The circumstances under which breasts appear telegraph the text’s creative intentions and often genre; they declare a political position on the body and on female agency; they even serve as a kind of network watermark. To this last end, Jane Feuer’s assertion that “quality TV is liberal TV” has interesting implications, as breast exposure has made the turn from association with adult (pornographic) television to adult (mature, sociopolitically progressive) television. Breasts have major power in the ongoing discourse of “quality” in the age of Peak TV. I’m most compelled by how streaming networks such as Amazon, Hulu, and Netflix have engaged that power as they enter this discourse with original content. New approaches to financial gatekeeping, as well as the juxtaposition of shows for all age demographics, has created a fascinating space for auteurs to explore new and different potential for “double exposure.” Netflix’s Sense8, helmed by the Wachowskis, features long-take breasts, trans breasts, outside breasts and inside breasts, aggressively normalizing their appearance in a bid to explore human sexuality outside its simple physical mechanics. Joe Swanberg’s Easy (also Netflix) has a diverse handful of topless scenes in the vein of “normcore consensual.” Amazon’s moments of exposure become calling cards of empowerment for the female showrunners of Transparent, Fleabag, and of course Mrs. Maisel. Hulu’s Harlots and The Handmaid’s Tale center female nudity in stories of womens’ public discipline and private catharsis. Certainly these texts don’t always succeed in showcasing these bodies with respect, clear intent, or a lack of exploitation; they are, however, fascinatingly self-reflexive. Streaming networks increasingly code breasts/nudity as ground zero in their ongoing struggle to reconcile themselves with the historical narrative of network television and its regulation.

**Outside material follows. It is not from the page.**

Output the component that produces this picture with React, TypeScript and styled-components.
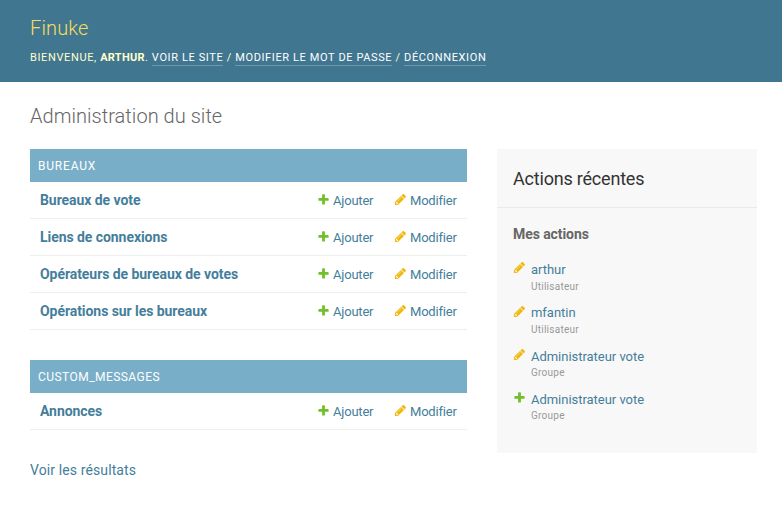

To return to Mrs. Maisel, we see these discourses projected onto Brosnahan’s breasts in a few ways. Narratively, the character’s shrugging-off of her nightgown in public serves as a flipping-off of 1950s standards of (wealthy) feminine decorum. We see Midge self-disciplining throughout the episode: removing her makeup after her husband has gone to sleep, dressing herself immaculately in layers of expensive clothing, and carefully de-fanging her own wit in order to elevate her aspiring-comedian husband. The character proudly flashes her own goods to rowdy strangers in a bid to claim the space and to re-claim herself. Mrs. Maisel’s moment also questions what a fun, sassy period piece geared to female viewers is supposed to look like by giving nudity a surprise factor: Midge’s nakedness reminds us that our cartoonishly beautiful lead is also a vulnerable and corporeal being. That surprise, however, is coupled with a reminder that we’re watching Amazon; paying watchers who are familiar with the landscape of this and other streaming networks have come to expect “breasts with a message” and are prepared to read beyond titillation or prurience. Brosnahan never again appears topless throughout the first season of Mrs. Maisel, and the absence of her naked breasts speaks nearly as loudly as their presence. Their exposure in the pilot is so thematically laden that, though we don’t see them again, their meaning haunts the corpus of the text. We are reminded each moment Midge is onscreen that her potent bodily signification of angst, celebration, weakness, power, sensuality, and banality can be exposed at any moment, with the simple pop of a button.